Scattered around the device is a total of six cameras. Two of them are what you’ve come to expect from a high-end smartphone: a 13 MP f/2 rear-facing camera with optical image stabilization, and a 2.1 MP one on the front — both are capable of recording 1080p video. The others, though, are all eyes on the user.
The Fire Phone’s interface is controlled by four cameras each with a 120 degree field of view that specifically track user movement, and an accelerometer.
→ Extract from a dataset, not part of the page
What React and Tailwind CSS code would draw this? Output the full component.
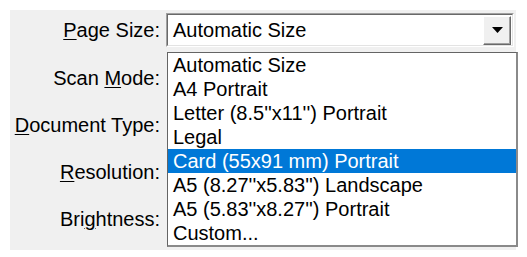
import React from 'react';

const font = { fontFamily: '"Liberation Sans", Arial, sans-serif' };

const options = [
    'Automatic Size',
    'A4 Portrait',
    'Letter (8.5\'\'x11\'\') Portrait',
    'Legal',
    'Card (55x91 mm) Portrait',
    'A5 (8.27\'\'x5.83\'\') Landscape',
    'A5 (5.83\'\'x8.27\'\') Portrait',
    'Custom...',
];

const Label = ({ before, hot, after }) => (
    <div className="w-[150px] text-right text-[20px] leading-none text-black whitespace-nowrap">
        {before}<span className="underline underline-offset-[2px] decoration-1">{hot}</span>{after}
    </div>
);

export default function App() {
    const selected = 4;

    return (
        <div className="w-[527px] h-[257px] bg-white pt-[10px] pl-[10px] overflow-hidden" style={font}>
            <div className="relative w-[506px] h-[240px] bg-[#f0f0f0] pt-[3px]">
                {/* --- Page Size row --- */}
                <div className="flex items-center h-[34px]">
                    <Label before="" hot="P" after="age Size:" />
                    <div className="ml-[6px] w-[348px] h-[34px] border border-t-[#a0a0a0] border-l-[#a0a0a0] border-b-white border-r-white">
                        <div className="h-full flex items-center bg-white border border-t-[#696969] border-l-[#696969] border-b-[#e3e3e3] border-r-[#e3e3e3]">
                            <span className="flex-1 pl-[5px] text-[20px] leading-none text-black">Automatic Size</span>
                            <div className="mr-[1px] w-[28px] h-[29px] bg-[#f0f0f0] flex items-center justify-center border border-t-white border-l-white border-b-[#696969] border-r-[#696969] shadow-[inset_-1px_-1px_0_#a0a0a0]">
                                <svg width="11" height="6" viewBox="0 0 11 6">
                                    <path d="M0 0h11L5.5 6z" fill="#000" />
                                </svg>
                            </div>
                        </div>
                    </div>
                </div>

                <div className="mt-[7px]">
                    <div className="flex items-center h-[47px]"><Label before="Scan " hot="M" after="ode:" /></div>
                    <div className="flex items-center h-[47px]"><Label before="" hot="D" after="ocument Type:" /></div>
                    <div className="flex items-center h-[47px]"><Label before="" hot="R" after="esolution:" /></div>
                    <div className="flex items-center h-[47px]"><Label before="Bri" hot="g" after="htness:" /></div>
                </div>

                {/* --- Open dropdown list --- */}
                <div className="absolute left-[157px] top-[42px] w-[351px] h-[195px] bg-white border border-[#646464] border-r-2 border-b-2 border-r-[#8a8a8a] border-b-[#8a8a8a]">
                    {options.map((opt, i) => (
                        <div
                            key={opt}
                            className={i === selected
                                ? 'h-[24px] flex items-center pl-[5px] bg-[#0078d7] text-white text-[20px] leading-none whitespace-nowrap'
                                : 'h-[24px] flex items-center pl-[5px] text-black text-[20px] leading-none whitespace-nowrap'}
                        >
                            {opt}
                        </div>
                    ))}
                </div>
            </div>
        </div>
    );
}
This technology allows the device to simulate 3D effects, providing a sense of depth to images on the phone, which changes in relation to the viewing angle and conditions.
That many sensors running in tandem generates a lot of data in need of processing, but thanks to the Snapdragon 800’s dual image signal processor, the Fire Phone is designed to adjust the UI quickly in response to the multiple streams of data.
The low-power Qualcomm Hexagon™ DSP and Qualcomm RF360™ Solution help keep the Fire Phone’s battery usage low, with Amazon promising 285 hours of life on standby. The first phone to adopt all three tenets of RF360 technology, the Fire Phone can take advantage of the reduced power consumption and improved radio performance technology for superior battery performance.
Like the Kindle Fire tablets, the Fire Phone will sport Amazon’s Fire OS, including access to Amazon’s exclusive app store and their 24-hour free help center, MayDay, as well as free unlimited photo storage on Amazon’s cloud service.
Central to the phone’s features, though, is Firefly. A dedicated button on the side of the phone launches Amazon’s new feature, which allows users to scan items in the world around them, identify them, and then purchase them.
Owners of the Fire Phone will get the most out of the device if they have an Amazon Prime account. Fortunately, a year comes free with the phone. Apart from several shipping benefits at Amazon.com, the $99 a year membership includes access to video streaming and rentals, as well as Amazon’s brand new music streaming service, Amazon Prime Music.
And on your Fire Phone, media quality is designed to match your living room’s, with help from Snapdragon 800 processor’s support for 5.1 surround sound and an advanced display. At 4.7 inches, the 720p resolution gives the display a pixel density of 315 ppi — just about the same as the 8.9 inch Kindle Fire HDX’s 339 ppi.
For those times when you are sitting in front of your TV, the Fire Phone can fling content to a paired Fire TV, and will then provide supplementary content to whatever you’re watching, such as actor information on IMDB, through their X-Ray feature. What’s more, Amazon ASAP attempts to predict what you’re going to watch, and will pre-cache it for immediate play.
The Amazon Fire Phone comes with either 32 or 64GB of storage, and is available exclusively at AT&T for $199.99 and $299.99 respectively. Pre-orders begin today with devices shipping on July 25.